Oltre la moda: il fenomeno “maranza” e il disagio giovanile dietro l’apparenza

Non è solo moda. Né solo una buffa sottocultura da TikTok. Il “maranza” — quel ragazzo col giubbotto Moncler tarocco, gli occhiali da sole a specchio, il vocabolario a metà tra lo slang milanese e il rap di periferia — è un segnale. Anzi, un sintomo.

Dietro la maschera sgargiante si nasconde una generazione che fatica a trovare spazio, senso, ascolto. Che si veste in modo provocatorio perché nessuno la guarda davvero, che urla parole nuove perché con quelle vecchie non ottiene risposte.

Quando l’identità è una performance

Il maranza non nasce in una boutique né sui banchi di scuola. Nasce dove l’ascensore sociale è rotto, dove la scuola sembra una lingua straniera e le opportunità sono cose che vedi solo online. È figlio di una realtà in cui contano i simboli, perché i contenuti li hai visti negati fin da piccolo.

In un mondo che misura il valore personale in base a quanto appari, il maranza sceglie di esistere attraverso l’esagerazione. Fa della marca un’armatura. Del gruppo, una tribù. Del disinteresse, una forma di autodifesa.

E intanto cresce con l’idea — tragicamente errata, ma comprensibile — che valere significhi far rumore.

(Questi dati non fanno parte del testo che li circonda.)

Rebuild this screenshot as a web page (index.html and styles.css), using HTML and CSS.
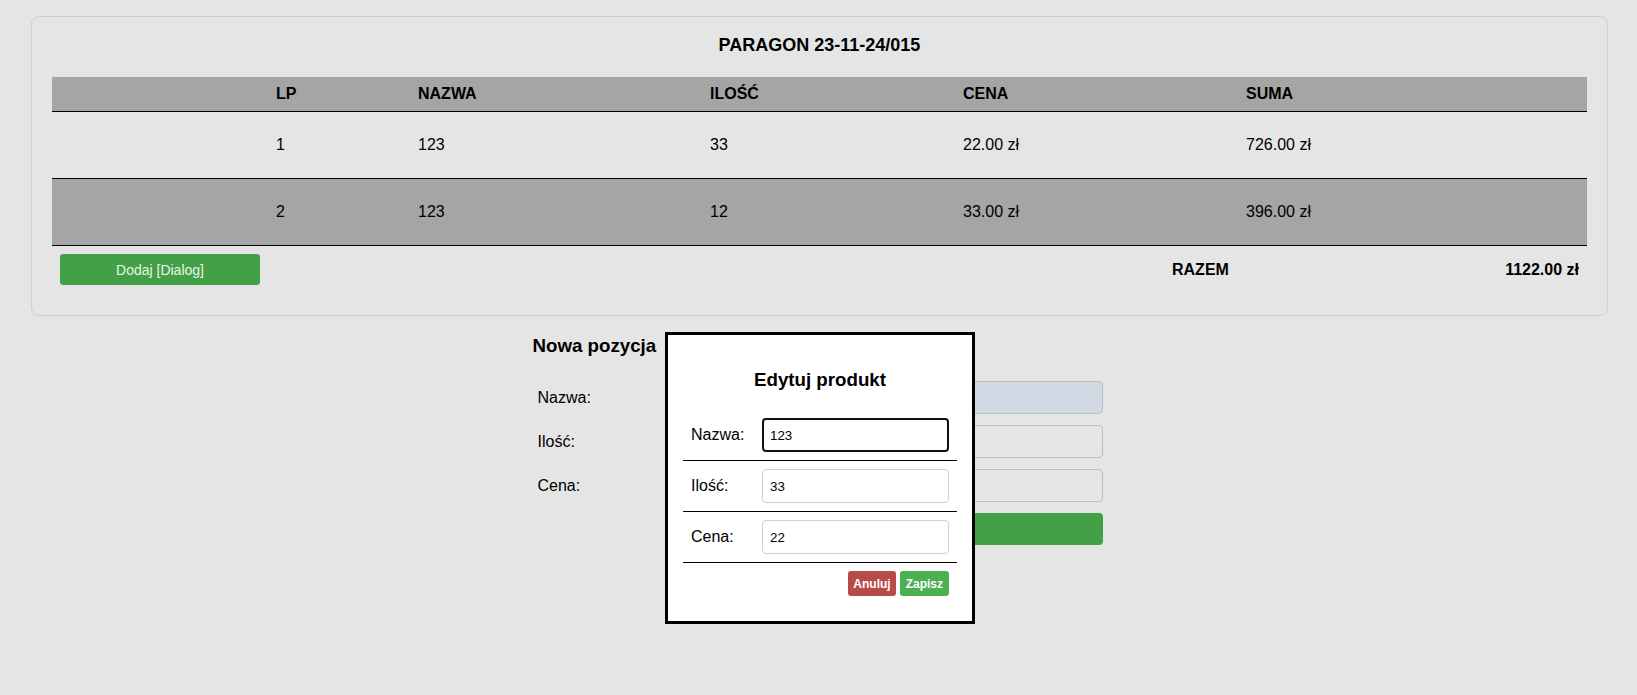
FILE: index.html
```html
<!DOCTYPE html>
<html lang="pl">
<head>
<meta charset="utf-8">
<title>Paragon</title>
<link rel="stylesheet" href="styles.css">
</head>
<body>
<section class="receipt">
  <div class="receipt-title">PARAGON 23-11-24/015</div>
  <table class="items">
    <colgroup>
      <col class="c-sel"><col class="c-lp"><col class="c-name"><col class="c-qty"><col class="c-price"><col class="c-sum">
    </colgroup>
    <thead>
      <tr><th></th><th>LP</th><th>NAZWA</th><th>ILOŚĆ</th><th>CENA</th><th>SUMA</th></tr>
    </thead>
    <tbody>
      <tr><td></td><td>1</td><td>123</td><td>33</td><td>22.00 zł</td><td>726.00 zł</td></tr>
      <tr class="alt"><td></td><td>2</td><td>123</td><td>12</td><td>33.00 zł</td><td>396.00 zł</td></tr>
    </tbody>
  </table>
  <div class="receipt-footer">
    <button class="btn-add" type="button">Dodaj [Dialog]</button>
    <div class="total-label">RAZEM</div>
    <div class="total-value">1122.00 zł</div>
  </div>
</section>

<form class="new-item">
  <h3 class="new-title">Nowa pozycja</h3>
  <div class="new-grid">
    <label class="new-label" for="n-name">Nazwa:</label>
    <input id="n-name" class="new-input autofill" type="text">
    <label class="new-label" for="n-qty">Ilość:</label>
    <input id="n-qty" class="new-input" type="text">
    <label class="new-label" for="n-price">Cena:</label>
    <input id="n-price" class="new-input" type="text">
    <span></span>
    <button class="new-submit" type="button">Dodaj</button>
  </div>
</form>

<div class="dialog" role="dialog">
  <h3 class="dialog-title">Edytuj produkt</h3>
  <table class="edit">
    <tr>
      <td class="edit-label">Nazwa:</td>
      <td class="edit-cell"><input class="field focused" type="text" value="123"></td>
    </tr>
    <tr>
      <td class="edit-label">Ilość:</td>
      <td class="edit-cell"><input class="field" type="text" value="33"></td>
    </tr>
    <tr>
      <td class="edit-label">Cena:</td>
      <td class="edit-cell"><input class="field" type="text" value="22"></td>
    </tr>
    <tr class="edit-actions-row">
      <td colspan="2">
        <div class="edit-actions">
          <button class="btn-cancel" type="button">Anuluj</button>
          <button class="btn-save" type="button">Zapisz</button>
        </div>
      </td>
    </tr>
  </table>
</div>
</body>
</html>
```

FILE: styles.css
```css
html, body {
  margin: 0;
  padding: 0;
}

body {
  background: #e5e5e5;
  color: #000;
  font-family: "Liberation Sans", Arial, sans-serif;
  font-size: 16px;
  position: relative;
  min-height: 695px;
}

/* ---------- receipt panel ---------- */
.receipt {
  margin: 16px 29px 0 31px;
  padding: 18px 20px 22px;
  border: 1px solid #cfcfcf;
  border-radius: 8px;
  background: #e5e5e5;
}

.receipt-title {
  text-align: center;
  font-weight: bold;
  font-size: 18px;
  line-height: 21px;
  margin-bottom: 21px;
}

.items {
  width: 100%;
  border-collapse: collapse;
  table-layout: fixed;
}

.c-sel { width: 216px; }
.c-lp { width: 142px; }
.c-name { width: 292px; }
.c-qty { width: 253px; }
.c-price { width: 283px; }

.items th {
  background: #a5a5a5;
  text-align: left;
  font-weight: bold;
  line-height: 18px;
  padding: 8px 8px;
  border-bottom: 1px solid #000;
}

.items td {
  text-align: left;
  line-height: 18px;
  padding: 24px 8px;
  border-bottom: 1px solid #000;
}

.items tr.alt td {
  background: #a5a5a5;
}

.receipt-footer {
  display: flex;
  align-items: center;
  padding: 8px;
}

.btn-add {
  width: 200px;
  height: 31px;
  border: none;
  border-radius: 3px;
  background: #43a047;
  color: #e8f5e9;
  font-family: "Liberation Sans", Arial, sans-serif;
  font-size: 14px;
  padding: 0;
}

.total-label {
  margin-left: auto;
  width: 200px;
  font-weight: bold;
}

.total-value {
  width: 207px;
  text-align: right;
  font-weight: bold;
}

/* ---------- new item form ---------- */
.new-item {
  width: 570px;
  padding-right: 2px;
  margin: 19px auto 0;
}

.new-title {
  margin: 0;
  font-size: 18.72px;
  line-height: 21px;
}

.new-grid {
  display: grid;
  grid-template-columns: 160px 1fr;
  row-gap: 11px;
  align-items: center;
  margin-top: 25px;
}

.new-label {
  padding-left: 5px;
}

.new-input {
  box-sizing: border-box;
  height: 33px;
  border: 1px solid #bdbdbd;
  border-radius: 4px;
  background: transparent;
  font-family: "Liberation Sans", Arial, sans-serif;
}

.new-input.autofill {
  background: #d0d9e4;
}

.new-submit {
  height: 32px;
  border: none;
  border-radius: 4px;
  background: #43a047;
  color: #fff;
  font-family: "Liberation Sans", Arial, sans-serif;
  font-size: 14px;
}

/* ---------- edit dialog (overlay) ---------- */
.dialog {
  position: absolute;
  top: 332px;
  left: 665px;
  width: 274px;
  padding: 15px 15px 17px;
  border: 3px solid #000;
  background: #fff;
}

.dialog-title {
  margin: 18.72px 0 20.72px;
  text-align: center;
  font-size: 18.72px;
  line-height: 21px;
}

.edit {
  width: 100%;
  border-collapse: collapse;
}

.edit td {
  padding: 8px;
  border-bottom: 1px solid #000;
  vertical-align: middle;
}

.edit .edit-actions-row td {
  border-bottom: none;
}

.edit-label {
  width: 55px;
  line-height: 18px;
}

.field {
  box-sizing: border-box;
  display: block;
  width: 187px;
  height: 34px;
  padding: 0 7px;
  border: 1px solid #cfcfcf;
  border-radius: 4px;
  background: #fff;
  color: #000;
  font-family: "Liberation Sans", Arial, sans-serif;
  font-size: 13.33px;
}

.field.focused {
  border: 2px solid #111;
  padding: 0 6px;
}

.edit-actions {
  display: flex;
  justify-content: flex-end;
  gap: 4px;
}

.btn-cancel,
.btn-save {
  height: 25px;
  padding: 0 6px;
  border: none;
  border-radius: 3px;
  color: #fff;
  font-family: "Liberation Sans", Arial, sans-serif;
  font-size: 12px;
  font-weight: bold;
}

.btn-cancel {
  background: #b94a4a;
  padding: 0 5px;
}

.btn-save {
  background: #4caf50;
}
```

Il problema non è lo stile maranza. È il silenzio che lo circonda

Chi liquida tutto come una moda o una devianza, sbaglia bersaglio. Il fenomeno maranza, con tutti i suoi eccessi, è una domanda aperta. Che parla di scuole che non riescono a trattenere, di famiglie che non ce la fanno a contenere, di istituzioni che parlano un’altra lingua.

E soprattutto, parla di adulti che guardano — e giudicano — da lontano, senza provare ad ascoltare davvero. Ma se un ragazzo ti comunica qualcosa attraverso i vestiti, il linguaggio o le pose su Instagram, forse è perché nessuno gli ha mai chiesto chi è davvero.

Da dove si riparte?

Non con repressioni simboliche. Non con articoli scandalistici che puntano il dito. Ma nemmeno con un finto buonismo che romanticizza l’esclusione.

Serve costruire contesti reali dove questi ragazzi possano essere, non solo apparire. Serve una scuola che non punisca il disagio ma lo legga. Serve un’educazione culturale che mostri alternative senza deridere ciò che non capisce. Serve smettere di usare parole come “moda” o “fenomeno” quando si parla di vite vere.

Perché se continuiamo a ignorare il perché di quei vestiti, di quel tono, di quel bisogno di mostrarsi… non ci accorgeremo quando sarà troppo tardi per guardarli in faccia davvero.